This paper from the Overseas Development Institute analyses the complex relationship between democracy and development.
The paper highlights the importance of democracy as a process and development as an outcome. The evidence on whether democratic or authoritarian regimes promote development more effectively remains mixed. Given that different political regimes may be capable of implementing similar policies, it may be useful for donors to consider the kinds of institutional arrangements that are in place instead of focusing solely on regime-type.
State institutions matter and the orientation and effectiveness of the state are the critical variable explaining why some countries succeed whereas others fail in meeting development goals. Many of the countries stuck in incomplete democratisation processes, especially poor ones, are not only trying to democratise but more fundamentally to build effective states. Democratisation does not automatically yield benefits for equity or state capacity, however.
Further findings are that:
- Democratisation and state-building may pull in different directions. For instance, democratisation often involves establishing checks and balances and diffusing power more evenly across a greater number of actors within and outside government, while strengthening state capacity may call for greater autonomy and centralisation of power.

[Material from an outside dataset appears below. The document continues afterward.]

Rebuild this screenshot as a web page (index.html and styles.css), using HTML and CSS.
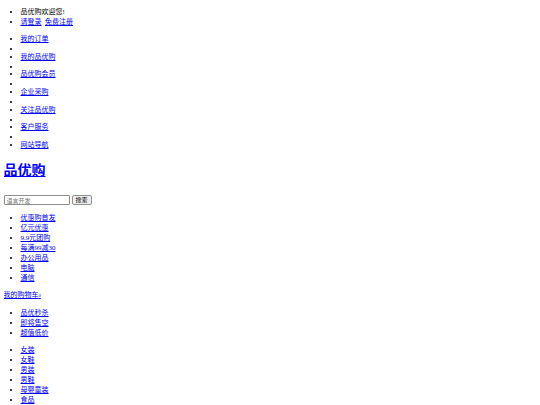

- Economic development is neither a necessary nor a sufficient condition for the emergence of democracy, but may help to sustain democracy because it can reduce class struggle. As a number of authors note, equitable distribution of wealth also helps to maintain democracy.
- Authoritarian regimes may be conducive to development but an authoritarian ruler may not always be interested in playing a positive role in the developmental process.
- The good governance agenda tends to assume that democracies will lead to policies favouring redistribution. However, in many developing countries, democratisation has not been associated with redistribution.
When donors make choices about how to support democracy and how to promote development they need to take account of how their activities in one realm affect the other. The international community should also note the following:
- A democracy should not be expected to produce better socio-economic outcomes simply because it is a democracy.
- Democratisation can increase corruption, and may not necessarily improve growth, poverty or inequality.
- A combination of low state capacity and low human development in poor countries poses challenges for external democracy promotion and protection.